According to the study, titled Plea Bargaining Laws Discriminate Against U.S. Citizens, “A total of 31 jurisdictions within the United States, including the District of Columbia and Puerto Rico, have enacted laws that require their courts to warn non-citizen defendants that they may be deported if they plead guilty to a criminal offense.”
“It is bad policy to give second chances to aliens who have admitted committing crimes in the United States,” said Matt O’Brien, director of investigations at IRLI. “But it is downright offensive to give foreign nationals a special basis for withdrawing a guilty plea that isn’t available to American citizens who enter a plea bargain.”
Plea laws such as these discriminate against U.S. citizens. Americans who plead guilty to a crime are likely to encounter a number of serious collateral consequences, ranging from the loss of professional licenses to revocation of child custody.
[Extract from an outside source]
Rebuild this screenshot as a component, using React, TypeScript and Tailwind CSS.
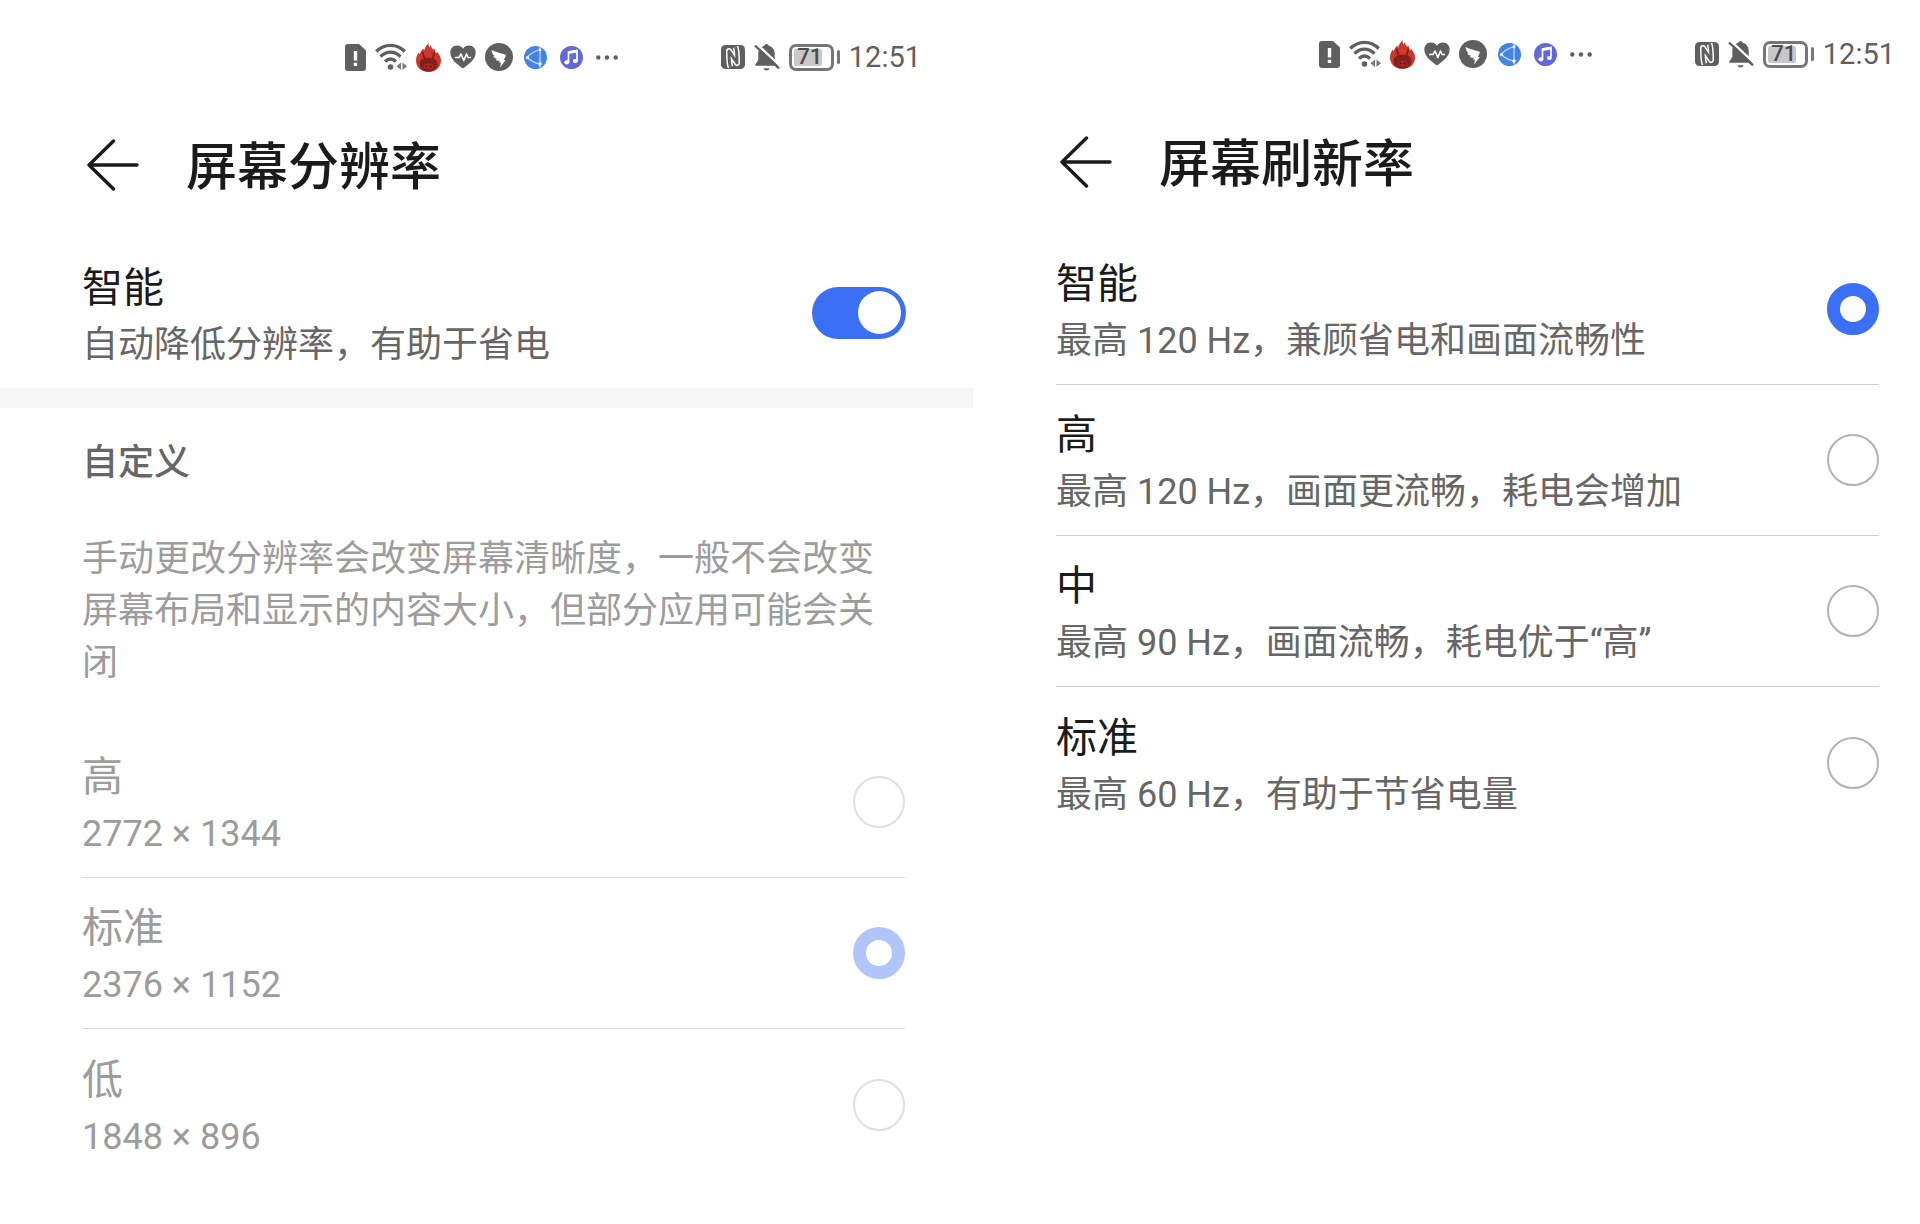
import { useState } from "react";

type Option = { id: string; title: string; detail: string };

const resolutions: Option[] = [
  { id: "high", title: "高", detail: "2772 × 1344" },
  { id: "standard", title: "标准", detail: "2376 × 1152" },
  { id: "low", title: "低", detail: "1848 × 896" },
];

const refreshRates: Option[] = [
  { id: "smart", title: "智能", detail: "最高 120 Hz，兼顾省电和画面流畅性" },
  { id: "high", title: "高", detail: "最高 120 Hz，画面更流畅，耗电会增加" },
  { id: "medium", title: "中", detail: "最高 90 Hz，画面流畅，耗电优于“高”" },
  { id: "standard", title: "标准", detail: "最高 60 Hz，有助于节省电量" },
];

function SimIcon() {
  return (
    <svg width="21" height="27" viewBox="0 0 21 27" fill="#5f5f5f">
      <path d="M3 0h11l7 6.500V24a3 3 0 0 1-3 3H3a3 3 0 0 1-3-3V3a3 3 0 0 1 3-3z" />
      <path d="M8.800 7h3.400v9.500H8.800zM8.800 18.700h3.400V22H8.800z" fill="#fff" />
    </svg>
  );
}

function WifiIcon() {
  return (
    <svg width="32" height="28" viewBox="0 0 32 28" fill="none" stroke="#5f5f5f" strokeWidth="3.300">
      <path d="M1.300 8.500c8-8.300 20.500-8.300 28.500 0" />
      <path d="M5.500 13.700c6-6 14-6 20 0" />
      <path d="M10 18.500c3.500-3.300 7.500-3.300 11 0" />
      <circle cx="15.500" cy="24" r="2.800" fill="#5f5f5f" stroke="none" />
      <path d="M26 19.500V27l-4.500-3.700zM27.500 19.500V27l4.500-3.700z" fill="#777" stroke="none" />
    </svg>
  );
}

function FlameIcon() {
  return (
    <svg width="25" height="29" viewBox="0 0 25 29">
      <path
        d="M12.500 29C5 29 0 24 0 17.500 0 14 1.200 11.500 3 9.500l.8 2C4.300 9 5.500 7 7.300 5.500L8 8c.5-3 2.500-5.500 4.500-8 0 2 .3 3 1 4.500L15 2c.3 2 1 3.500 2.200 5l.8-2c1 2 1.500 3.500 1.800 5.500L21.300 9c2 2.500 3.700 5 3.700 8.500C25 24 20 29 12.500 29z"
        fill="#cd372e"
      />
      <path d="M3.500 21c0-4 3.500-6.300 9-6.300s9 2.300 9 6.300-3.500 7.500-9 7.500-9-3.500-9-7.500z" fill="#861e1b" />
      <path d="m8.500 16-1.800-6.500M16.500 16l1.800-6.500" stroke="#861e1b" strokeWidth="1.800" strokeLinecap="round" />
      <ellipse cx="12.500" cy="23.500" rx="5" ry="3" fill="#a72a25" />
      <circle cx="10.500" cy="23.500" r="1" fill="#5c1210" />
      <circle cx="14.500" cy="23.500" r="1" fill="#5c1210" />
    </svg>
  );
}

function HeartIcon() {
  return (
    <svg width="26" height="24" viewBox="0 0 26 24">
      <path
        d="M13 23.500C7.500 19.500.3 14.500.3 7.500.3 3.300 3.300.5 7 .5c2.500 0 4.700 1.200 6 3.200C14.300 1.700 16.500.5 19 .5c3.700 0 6.700 2.800 6.700 7 0 7-7.200 12-12.700 16z"
        fill="#5f5f5f"
      />
      <path
        d="M5 12.500h4l2-3.500 2.800 6.500L16.500 9l1.500 3.500h3"
        fill="none"
        stroke="#fff"
        strokeWidth="1.600"
        strokeLinejoin="round"
      />
    </svg>
  );
}

function WingIcon() {
  return (
    <svg width="28" height="28" viewBox="0 0 28 28">
      <circle cx="14" cy="14" r="14" fill="#5f5f5f" />
      <path
        d="M6.500 7c4 2 9 3 13.500 4.500.8.300.9 1 .6 1.700L18.800 17h2L15 24.500l1-5h-2l.8-1.800c-1.800.3-3.300 0-4.300-1.200l2-.4c-2.300-.6-3.700-1.500-4.300-3.100l2 .3C8 12 6.700 10 6.500 7z"
        fill="#fff"
      />
    </svg>
  );
}

function GlobeIcon() {
  return (
    <svg width="23" height="23" viewBox="0 0 23 23">
      <circle cx="11.500" cy="11.500" r="11.500" fill="#4484e4" />
      <path d="M16 1v20.500M16 3.500C11 5 6 8 3 11.500c3.500 3.200 8 5.500 13 6.500" fill="none" stroke="#c3dbff" strokeWidth="1.200" />
      <circle cx="3.500" cy="11.500" r="1.500" fill="#fff" />
      <circle cx="16" cy="4" r="1.400" fill="#fff" />
      <circle cx="16" cy="18" r="1.700" fill="#fff" />
    </svg>
  );
}

function MusicIcon() {
  return (
    <svg width="23" height="23" viewBox="0 0 23 23">
      <circle cx="11.500" cy="11.500" r="11.500" fill="#6268d8" />
      <path d="M8.500 16V6l8.500-1.500v10" fill="none" stroke="#fff" strokeWidth="1.700" />
      <path d="M8.500 5.200 17 3.800v2.700L8.500 8z" fill="#fff" />
      <ellipse cx="6.800" cy="16.300" rx="2.500" ry="2.100" fill="#fff" />
      <ellipse cx="15.300" cy="15" rx="2.500" ry="2.100" fill="#fff" />
    </svg>
  );
}

function MoreIcon() {
  return (
    <svg width="22" height="5" viewBox="0 0 22 5" fill="#5f5f5f">
      <circle cx="2.300" cy="2.500" r="2.200" />
      <circle cx="11" cy="2.500" r="2.200" />
      <circle cx="19.700" cy="2.500" r="2.200" />
    </svg>
  );
}

function NfcIcon() {
  return (
    <svg width="24" height="24" viewBox="0 0 24 24">
      <rect width="24" height="24" rx="4.500" fill="#5f5f5f" />
      <g fill="none" strokeLinejoin="round">
        <path d="M9.500 22C8 19 8 15 8 6l8 12c0-9 0-13-1.500-16" stroke="#fff" strokeWidth="6" />
        <path d="M9.500 22C8 19 8 15 8 6l8 12c0-9 0-13-1.500-16" stroke="#5f5f5f" strokeWidth="3" />
      </g>
    </svg>
  );
}

function BellOffIcon() {
  return (
    <svg width="26" height="27" viewBox="0 0 26 27">
      <path
        d="M12.500 0c1.200 0 2 .7 2.200 1.800 3.800 1 6 4 6 8V16l3 4.500v1.200H1.300v-1.200l3-4.500V9.800c0-4 2.200-7 6-8C10.500.7 11.300 0 12.500 0z"
        fill="#5f5f5f"
      />
      <path d="M9.500 24.300h6c-.5 1.500-1.500 2.200-3 2.200s-2.500-.7-3-2.200z" fill="#5f5f5f" />
      <path d="M2.500-.3 26 22" stroke="#fff" strokeWidth="2.400" />
      <path d="M1 1.500 25 24.300" stroke="#5f5f5f" strokeWidth="2.400" />
    </svg>
  );
}

function Battery() {
  return (
    <div className="flex items-center gap-[3px]">
      <div className="h-[27px] w-[45px] rounded-[7px] border-3 border-[#767676] p-0.5">
        <div className="flex h-full w-7 items-center justify-center rounded-xs bg-[#c8c8c8] pl-1 text-[22px] leading-none font-medium text-[#4d4d4d]">
          71
        </div>
      </div>
      <div className="h-3.5 w-[3px] rounded-full bg-[#767676]" />
    </div>
  );
}

function StatusBar() {
  return (
    <div className="flex h-[52px] items-center justify-end gap-[103px]">
      <div className="flex items-center gap-[9px]">
        <SimIcon />
        <WifiIcon />
        <FlameIcon />
        <HeartIcon />
        <WingIcon />
        <div className="flex items-center gap-[13px] pl-0.5">
          <GlobeIcon />
          <MusicIcon />
          <MoreIcon />
        </div>
      </div>
      <div className="flex items-center gap-[9px]">
        <NfcIcon />
        <BellOffIcon />
        <Battery />
        <span className="text-[29px] leading-8 text-[#5f5f5f]">12:51</span>
      </div>
    </div>
  );
}

function Header({ title }: { title: string }) {
  return (
    <header className="mt-8 mb-[22px] flex h-[100px] items-center gap-[47px] pl-[87px]">
      <button type="button" aria-label="返回">
        <svg width="52" height="52" viewBox="0 0 52 52" fill="none" stroke="#1b1b1b" strokeWidth="3.400" strokeLinecap="round" strokeLinejoin="round">
          <path d="M26.500 2 2 26l24.500 24M2 26h48" />
        </svg>
      </button>
      <h1 className="pt-1 text-[51px] leading-none font-medium">{title}</h1>
    </header>
  );
}

type OptionListProps = {
  name: string;
  options: Option[];
  value: string;
  onChange: (id: string) => void;
  disabled?: boolean;
};

function OptionList({ name, options, value, onChange, disabled }: OptionListProps) {
  return (
    <fieldset disabled={disabled} className="group divide-y divide-[#cfcfcf] disabled:divide-[#dcdcdc]">
      {options.map((o) => (
        <label key={o.id} className="flex min-h-[151px] items-center justify-between">
          <span className="pt-1">
            <span className="block text-[41px] leading-[60px] group-disabled:text-[#9c9c9c]">{o.title}</span>
            <span className="block text-[36px] leading-[54px] text-[#666] group-disabled:text-[#9c9c9c]">{o.detail}</span>
          </span>
          <input
            type="radio"
            name={name}
            checked={value === o.id}
            onChange={() => onChange(o.id)}
            className="size-[52px] shrink-0 appearance-none rounded-full border-2 border-[#b2b2b2] checked:border-13 checked:border-[#3b6ff6] disabled:border-[#e0e0e0] disabled:checked:border-[#b1c5fb]"
          />
        </label>
      ))}
    </fieldset>
  );
}

export default function App() {
  const [auto, setAuto] = useState(true);
  const [resolution, setResolution] = useState("standard");
  const [rate, setRate] = useState("smart");

  return (
    <main className="grid min-h-screen grid-cols-[973fr_947fr] bg-white font-[Roboto,'Noto_Sans_CJK_SC',sans-serif] text-[#1b1b1b]" lang="zh-CN">
      <section className="pt-[31px]">
        <div className="pr-[52px]">
          <StatusBar />
        </div>
        <Header title="屏幕分辨率" />

        <label className="flex min-h-[151px] items-center justify-between pr-[67px] pl-[82px]">
          <span className="pt-1">
            <span className="block text-[41px] leading-[60px]">智能</span>
            <span className="block text-[36px] leading-[54px] text-[#666]">自动降低分辨率，有助于省电</span>
          </span>
          <input
            type="checkbox"
            role="switch"
            checked={auto}
            onChange={(e) => setAuto(e.target.checked)}
            className="flex h-[52px] w-[94px] shrink-0 appearance-none items-center rounded-full bg-[#d0d0d0] px-[5px] before:size-[43px] before:rounded-full before:bg-white checked:justify-end checked:bg-[#3b6ff6]"
          />
        </label>

        <div className="h-5 bg-[#f6f6f6]" />

        <div className="pr-[68px] pl-[82px]">
          <h2 className="pt-7 text-[36px] leading-[54px] font-medium text-[#666]">自定义</h2>
          <p className="pt-[43px] pb-[38px] text-[36px] leading-[52px] text-[#9c9c9c]">
            手动更改分辨率会改变屏幕清晰度，一般不会改变屏幕布局和显示的内容大小，但部分应用可能会关闭
          </p>
          <OptionList name="resolution" options={resolutions} value={resolution} onChange={setResolution} disabled={auto} />
        </div>
      </section>

      <section className="pt-[28px]">
        <div className="pr-[25px]">
          <StatusBar />
        </div>
        <Header title="屏幕刷新率" />
        <div className="pr-[41px] pl-[83px]">
          <OptionList name="rate" options={refreshRates} value={rate} onChange={setRate} />
        </div>
      </section>
    </main>
  );
}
Despite the seriousness of these potential after-effects, courts have been remarkably consistent in holding that judges have no obligation to provide warnings about them. But alien criminal defendants in jurisdictions that require immigration-related plea warnings get a second bite at the apple, based solely on their status as foreigners.
“For all the rhetoric from anti-borders activists that illegal aliens are deprived of rights in America, the reality is that criminal aliens are receiving rights and privileges not even afforded to U.S. citizens and legal residents,” said Dale L. Wilcox, IRLI’s executive director and general counsel. “The American people should not accept a two-tiered justice system that prioritizes foreign nationals over themselves.”
As a general principle, courts have an obligation to inform criminal defendants of the direct consequences of a criminal conviction. Those include fines, imprisonment and, in the case of very serious crimes, the death penalty.
However, while it is necessary for a sentencing court to ensure that a defendant understands the immediate consequences of a guilty plea, the tribunal is generally not obligated to inform the defendant of the indirect, collateral consequences of a guilty plea. For example, a court has no responsibility to point out that a criminal conviction may result in the loss of certain jobs or ineligibility for certain employment opportunities.
Nevertheless, a number of states have enacted laws requiring their courts to warn non-citizen defendants that a guilty plea – and the criminal conviction that results from it – may result in the non-citizen’s deportation from the United States. If the court fails to provide the required warnings, the foreign defendants can move to withdraw their guilty pleas and have their criminal conviction overturned. This is true even if the alien defendant has admitted guilt, in good faith, under oath, and on the record.